5  Brownian Motion

Brownian motion is a fundamental tool for modeling variables that change randomly over time. Consider predicting a future stock price. We don’t know today what the price will be tomorrow, nor what it will be the following day, nor what it will be the day after that. We can regard the price three days from now as today’s price plus the change from today to tomorrow plus the change from tomorrow to the following day plus the change from that day to the next. Thus, there are three random changes in this small example. A simple way to model this situation is to assume that each change is a normally distributed random variable with some mean and variance. Thus, the price in three days is viewed as today’s price plus the sum of three normal increments.

Rather than predicting daily changes as in the previous paragraph, we might be interested in predicting hourly changes or even minute-to-minute changes. This will lead to more, but smaller, increments. A Brownian motion is a model of changes at all frequencies, with all changes being normally distributed.

We will ultimately deal with different means and different variances, but we start with what is called a standard Brownian motion, which is similar to beginning the study of normal random variables by studying a standard normal variable, that is, a normal random variable with a zero mean and a unit variance. The definition of a standard Brownian motion is that its change over any time interval

• is normally distributed
• is independent of prior changes
• has a zero mean
• has a variance equal to the length of the time interval.

The last bullet point reflects the fact that things are more uncertain the further into the future we look.¹

5.1 Brownian Paths

We call a variable that changes randomly over time a stochastic process. A path of a stochastic process is a random function of time, recording how it evolves over time. We can plot an approximate path of a Brownian motion by summing up normally distributed changes. We take an interval of time \([0, t]\) and split it up as \[0=t_0 < t_1< \cdots < t_{n-1} < t_n=t\,,\] where the times \(t_i\) are equally spaced, meaning that \(t_i-t_{i-1} = t/n\), which we will call \(\Delta t\). We generate \(n\) normally distributed random variables with zero mean and variance equal to \(\Delta t\) and define the approximate Brownian motion, which we call \(B\), as the cumulative sum of the normal variables. By convention, we start any Brownian motion at \(B_0=0\). Our approximation fits the definition of a standard Brownian motion, except that we have limited the frequency of the changes to \(n\) changes within the interval. By taking \(n\) larger, we can always get a better approximation. An introduction to simulation (also called Monte Carlo analysis) is provided in Chapter 13.

import numpy as np
import plotly.graph_objects as go

n = 1000   # number of subdivisions
t = 0.5    # last date
dt = t/n

# generate dB for each time step
dB = np.random.normal(scale = np.sqrt(dt), size=n)

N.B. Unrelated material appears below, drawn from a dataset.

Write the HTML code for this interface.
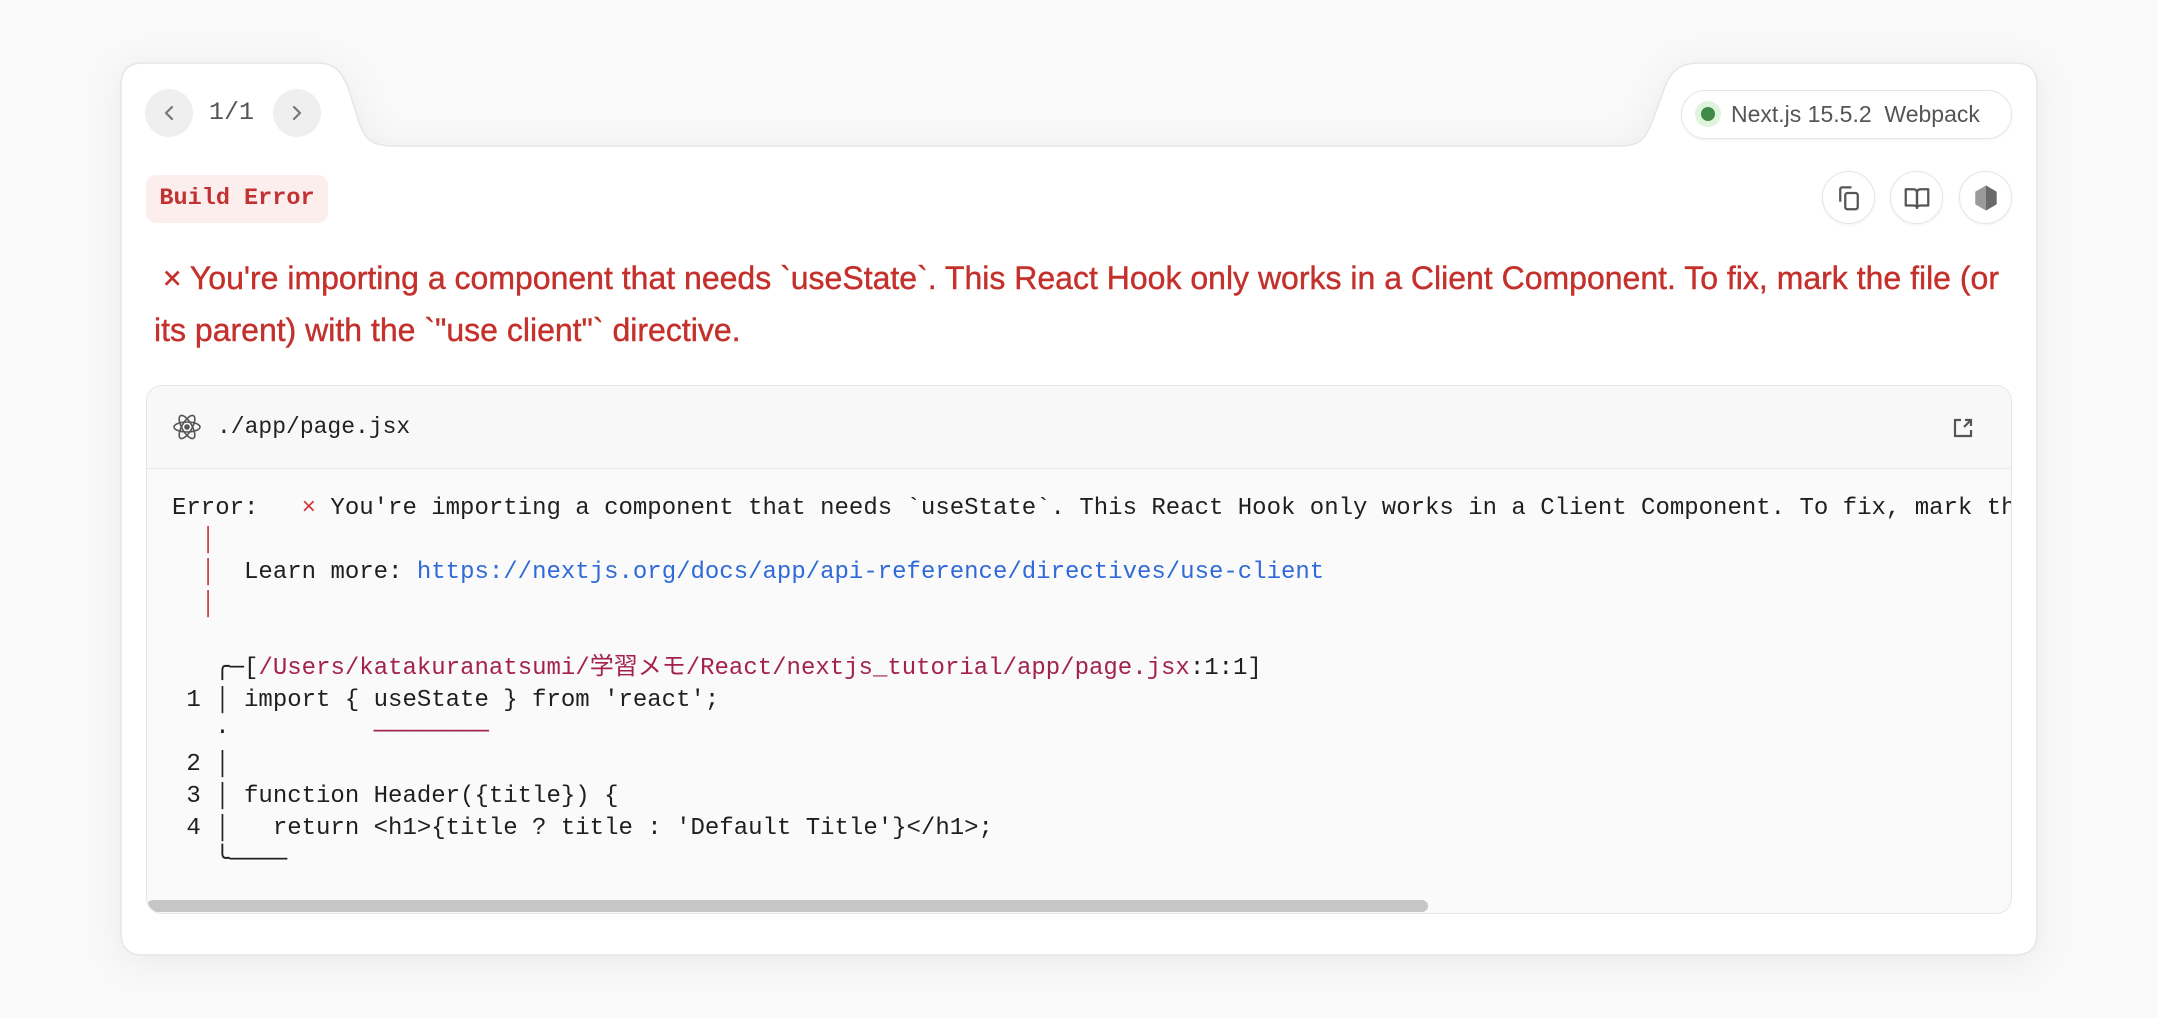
<!DOCTYPE html>
<html><head><meta charset="utf-8"><style>
html,body{margin:0;padding:0;width:2158px;height:1018px;background:#f9f9f9;overflow:hidden;font-family:"Liberation Sans","Noto Sans CJK JP",sans-serif;}
.abs{position:absolute}
.mono{font-family:"Liberation Mono","DejaVu Sans Mono","Noto Sans CJK JP",monospace}
.nav{width:48px;height:48px;border-radius:50%;background:#efefef;top:89px}
.icb{width:53px;height:53px;border-radius:50%;background:#fff;border:1.5px solid #e6e6e6;top:171px;box-shadow:0 1px 3px rgba(0,0,0,.06);display:flex;align-items:center;justify-content:center;box-sizing:border-box}
pre{margin:0;font-size:24px;line-height:32px;color:#1f1f1f}
.r{color:#d2343a}.m{color:#a3214f}.b{color:#2f6ad6}
</style></head><body>
<svg class="abs" style="left:0;top:0;filter:drop-shadow(0 6px 18px rgba(0,0,0,.06))" width="2158" height="1018">
<path d="M121 85 Q121 63 143 63 L318 63 C340 63 346 80 352 100 L360 125 C366 140 372 146 395 146 L1620 146 C1640 146 1646 138 1652 122 L1662 95 C1668 75 1676 63 1700 63 L2015 63 Q2037 63 2037 85 L2037 933 Q2037 955 2015 955 L143 955 Q121 955 121 933 Z" fill="#fff" stroke="#e6e6e6" stroke-width="1.5"/>
</svg>
<div class="abs nav" style="left:145px"><svg width="48" height="48"><path d="M27 18 L21 24 L27 30" fill="none" stroke="#777" stroke-width="2.2" stroke-linecap="round" stroke-linejoin="round"/></svg></div>
<div class="abs mono" style="left:209px;top:96px;font-size:25px;color:#555;line-height:34px">1/1</div>
<div class="abs nav" style="left:273px"><svg width="48" height="48"><path d="M21 18 L27 24 L21 30" fill="none" stroke="#777" stroke-width="2.2" stroke-linecap="round" stroke-linejoin="round"/></svg></div>

<div class="abs" style="left:1681px;top:90px;width:331px;height:49px;border:1.5px solid #e6e6e6;border-radius:25px;box-sizing:border-box;background:#fff;box-shadow:0 1px 3px rgba(0,0,0,.05)">
<div class="abs" style="left:13px;top:10px;width:26px;height:26px;border-radius:50%;background:#dff3dd"></div>
<div class="abs" style="left:19px;top:16px;width:14px;height:14px;border-radius:50%;background:#3f8a47"></div>
<div class="abs" style="left:49px;top:9px;font-size:23px;color:#555;white-space:nowrap;line-height:28px">Next.js 15.5.2&nbsp; Webpack</div>
</div>

<div class="abs mono" style="left:146px;top:175px;width:182px;height:48px;border-radius:10px;background:#fdeeee;color:#c33232;font-size:23.5px;line-height:48px;text-align:center;font-weight:bold">Build Error</div>

<div class="abs icb" style="left:1822px"><svg width="30" height="30" viewBox="0 0 24 24" fill="none" stroke="#555" stroke-width="1.8" stroke-linejoin="round"><path d="M5 15 V5 Q5 3.5 6.5 3.5 H14"/><rect x="9" y="8" width="10" height="13" rx="1.8"/></svg></div>
<div class="abs icb" style="left:1890px"><svg width="30" height="30" viewBox="0 0 24 24" fill="none" stroke="#555" stroke-width="1.8" stroke-linejoin="round"><path d="M3 5 H9 Q12 5 12 8 V20 Q12 18 9 18 H3 Z"/><path d="M21 5 H15 Q12 5 12 8 V20 Q12 18 15 18 H21 Z"/></svg></div>
<div class="abs icb" style="left:1959px"><svg width="30" height="30" viewBox="0 0 24 24"><path d="M12 2 L20.5 7 V17 L12 22 L3.5 17 V7 Z" fill="#888"/><path d="M12 2 L20.5 7 V17 L12 22 Z" fill="#6a6a6a"/><path d="M3.5 7 L12 2 L12 22 L3.5 17 Z" fill="#9a9a9a"/></svg></div>

<div class="abs" style="left:154px;top:252px;font-size:32px;line-height:52px;color:#c4302b;white-space:nowrap;-webkit-text-stroke:0.4px #c4302b">&nbsp;× You're importing a component that needs `useState`. This React Hook only works in a Client Component. To fix, mark the file (or<br>its parent) with the `"use client"` directive.</div>

<div class="abs" style="left:146px;top:385px;width:1866px;height:529px;border:1.5px solid #e6e6e6;border-radius:16px;box-sizing:border-box;overflow:hidden;background:#fafafa">
<div class="abs" style="left:0;top:0;width:100%;height:82px;background:#f8f8f8;border-bottom:1.5px solid #e8e8e8"></div>
<svg class="abs" style="left:24px;top:25px" width="32" height="32" viewBox="0 0 32 32" fill="none" stroke="#555" stroke-width="1.6"><ellipse cx="16" cy="16" rx="13" ry="5"/><ellipse cx="16" cy="16" rx="13" ry="5" transform="rotate(60 16 16)"/><ellipse cx="16" cy="16" rx="13" ry="5" transform="rotate(-60 16 16)"/><circle cx="16" cy="16" r="2" fill="#555"/></svg>
<div class="abs mono" style="left:70px;top:26px;font-size:23px;color:#222;line-height:30px">./app/page.jsx</div>
<svg class="abs" style="left:1804px;top:30px" width="24" height="24" viewBox="0 0 24 24" fill="none" stroke="#555" stroke-width="2.2"><path d="M10 4 H4 V20 H20 V14"/><path d="M13 11 L20 4 M14 4 H20 V10"/></svg>
<pre class="abs mono" style="left:25px;top:107px">Error:   <span class="r">×</span> You're importing a component that needs `useState`. This React Hook only works in a Client Component. To fix, mark the file (or its parent) with the `"use client"` directive.
  <span class="r">│</span>
  <span class="r">│</span>  Learn more: <span class="b">https://nextjs.org/docs/app/api-reference/directives/use-client</span>
  <span class="r">│</span>

   ╭─[<span class="m">/Users/katakuranatsumi/学習メモ/React/nextjs_tutorial/app/page.jsx</span>:1:1]
 1 │ import { useState } from 'react';
   ·          <span class="m">────────</span>
 2 │
 3 │ function Header({title}) {
 4 │   return &lt;h1&gt;{title ? title : 'Default Title'}&lt;/h1&gt;;
   ╰────</pre>
<div class="abs" style="left:0;top:513px;width:100%;height:14px;background:#fafafa"></div>
<div class="abs" style="left:0;top:514px;width:1281px;height:12px;border-radius:6px;background:#c6c6c6"></div>
</div>
</body></html>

# B starts at 0 and is cumulative sum of the dB
B = np.zeros(n+1)
B[1:] = dB.cumsum()

fig = go.Figure()
fig.add_trace(
  go.Scatter(
    x=np.arange(0, t+dt, dt), 
    y=B, 
    mode='lines', 
    hovertemplate='t = %{x:.2f}<br>B = %{y:.2f}<extra></extra>'  # 
    )
)

fig.update_layout(
    showlegend=False,
    xaxis_title='Time',
    yaxis_title='Approximate Brownian Motion',
    template='plotly_white',
    height=300,
    autosize=True
)

fig.show()
#| out-width: "100%"

Figure 5.1: A path of an approximate Brownian motion with 1,000 normally distributed steps.

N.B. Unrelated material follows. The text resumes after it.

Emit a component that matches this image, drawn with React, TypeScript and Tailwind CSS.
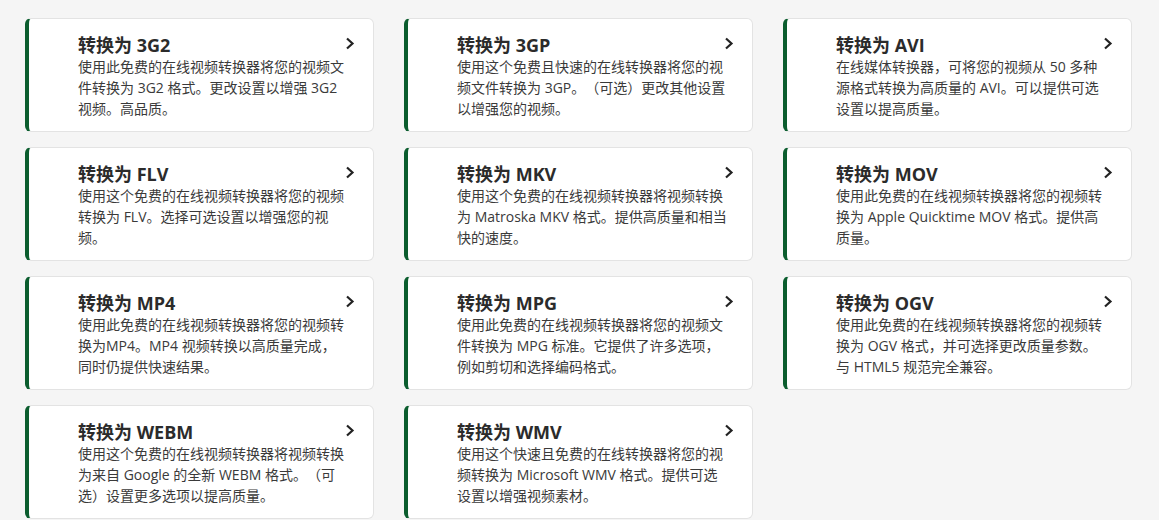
import React from "react"

interface Format {
  name: string
  desc: React.ReactNode
}

const formats: Format[] = [
  { name: "3G2", desc: "使用此免费的在线视频转换器将您的视频文件转换为 3G2 格式。更改设置以增强 3G2 视频。高品质。" },
  { name: "3GP", desc: "使用这个免费且快速的在线转换器将您的视频文件转换为 3GP。（可选）更改其他设置以增强您的视频。" },
  { name: "AVI", desc: "在线媒体转换器，可将您的视频从 50 多种源格式转换为高质量的 AVI。可以提供可选设置以提高质量。" },
  { name: "FLV", desc: "使用这个免费的在线视频转换器将您的视频转换为 FLV。选择可选设置以增强您的视频。" },
  { name: "MKV", desc: "使用这个免费的在线视频转换器将视频转换为 Matroska MKV 格式。提供高质量和相当快的速度。" },
  { name: "MOV", desc: "使用此免费的在线视频转换器将您的视频转换为 Apple Quicktime MOV 格式。提供高质量。" },
  {
    name: "MP4",
    desc: (
      <>
        使用此免费的在线视频转换器将您的视频转换为MP4。MP4 视频转换以高质量完成，
        <span className="whitespace-nowrap">同时</span>仍提供快速结果。
      </>
    ),
  },
  { name: "MPG", desc: "使用此免费的在线视频转换器将您的视频文件转换为 MPG 标准。它提供了许多选项，例如剪切和选择编码格式。" },
  { name: "OGV", desc: "使用此免费的在线视频转换器将您的视频转换为 OGV 格式，并可选择更改质量参数。与 HTML5 规范完全兼容。" },
  { name: "WEBM", desc: "使用这个免费的在线视频转换器将视频转换为来自 Google 的全新 WEBM 格式。（可选）设置更多选项以提高质量。" },
  { name: "WMV", desc: "使用这个快速且免费的在线转换器将您的视频转换为 Microsoft WMV 格式。提供可选设置以增强视频素材。" },
]

const Chevron = () => (
  <svg width="10" height="13" viewBox="0 0 10 13" fill="none" className="absolute top-[18px] right-[18px]">
    <polyline points="2,1.5 7.5,6.5 2,11.5" stroke="#222" strokeWidth="2.2" strokeLinejoin="miter" />
  </svg>
)

const FormatCard: React.FC<{ format: Format }> = ({ format }) => (
  <a
    href="#"
    className="relative block bg-white border border-[#e3e3e3] border-l-4 border-l-[#0b5d2e] rounded-md pt-[15px] pb-[12px] pl-[49px] pr-[22px]"
  >
    <h3 className="text-[18px] leading-[22px] font-bold text-[#2b2b2b]">转换为 {format.name}</h3>
    <p className="text-[14px] leading-[21px] text-[#3a3a3a] [text-spacing-trim:space-all]">{format.desc}</p>
    <Chevron />
  </a>
)

export default function App() {
  return (
    <div
      className="min-h-[520px] bg-[#f5f5f5] pt-[18px] pl-[25px]"
      style={{ fontFamily: '"Open Sans", "Noto Sans CJK SC", sans-serif' }}
    >
      <div className="grid grid-cols-[349px_349px_349px] gap-x-[30px] gap-y-[15px]">
        {formats.map((f) => (
          <FormatCard key={f.name} format={f} />
        ))}
      </div>
    </div>
  )
}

5.2 Binomial Approximation

We can also generate an approximate path of a Brownian motion by taking only up or down steps of a fixed size at each date, rather than using normally distributed steps. We call this a binomial model. A binomial model approximates the normally distributed increments of a Brownian Motion due to the Central Limit Theorem, which says that an appropriately scaled sum of a large number of random variables has approximately a normal distribution. The binomial approximation is often useful for pricing options, especially American options, as we will see. An introduction to binomial models is provided in Chapter 14.

import numpy as np
import plotly.graph_objects as go

n = 1000   # number of subdivisions
t = 0.5    # last date
dt = t/n
sqdt = np.sqrt(dt)

# generate dB for each time step
dB = np.random.choice([-sqdt, sqdt], size=n)
B = np.zeros(n+1)

# Brownian path starts at 0 and is cumulative sum of the dB
B[1:] = dB.cumsum()

fig = go.Figure()
fig.add_trace(
  go.Scatter(
    x=np.arange(0, t+dt, dt), 
    y=B, 
    mode='lines', 
    hovertemplate='t = %{x:.2f}<br>B = %{y:.2f}<extra></extra>'  # 
    )
)

fig.update_layout(
    showlegend=False,
    xaxis_title='Time',
    yaxis_title='Binomial Process',
    template='plotly_white',
    height=300,
    autosize=True
)

fig.show()
#| out-width: "100%"

Figure 5.2: A path of an approximate Brownian motion with 1,000 binomial steps.

5.3 Nonzero Quadratic Variation

Figure 5.1 and Figure 5.2 illustrate a distinctive characteristic of a Brownian motion: it jiggles rapidly, moving up and down in a very erratic way. The name Brownian motion derives from the botanist Robert Brown’s observations of the erratic behavior of particles suspended in a fluid. The plot of other functions with which we may be familiar will be much smoother. The concept of quadratic variation captures the difference between Brownian motion paths and smoother functions of time.

To define quadratic variation, consider a discrete partition \[0=t_0 < t_1 < t_2 < \cdots < t_n=t\] of the time interval \([0,t]\) as before. Let \(B\) be a Brownian motion and calculate the sum of squared changes \[\sum_{i=1}^n (\Delta B_{t_i})^2\; ,\] where \(\Delta B_{t_i}\) denotes the change \(B_{t_i}-B_{t_{i-1}}.\) If we consider finer partitions with the length of each time interval \(t_i-t_{i-1}\) going to zero, the limit of the sum is called the quadratic variation of the process. For a Brownian motion, the quadratic variation over an interval \([0,t]\) is equal to \(t\) with probability one. Here is a plot of the quadratic variation (that is, the cumulative sum of squared changes) of the previous approximation of a Brownian motion. The plot shows that the approximation has quadratic variation through each date \(s \le t\) that is approximately equal to \(s\).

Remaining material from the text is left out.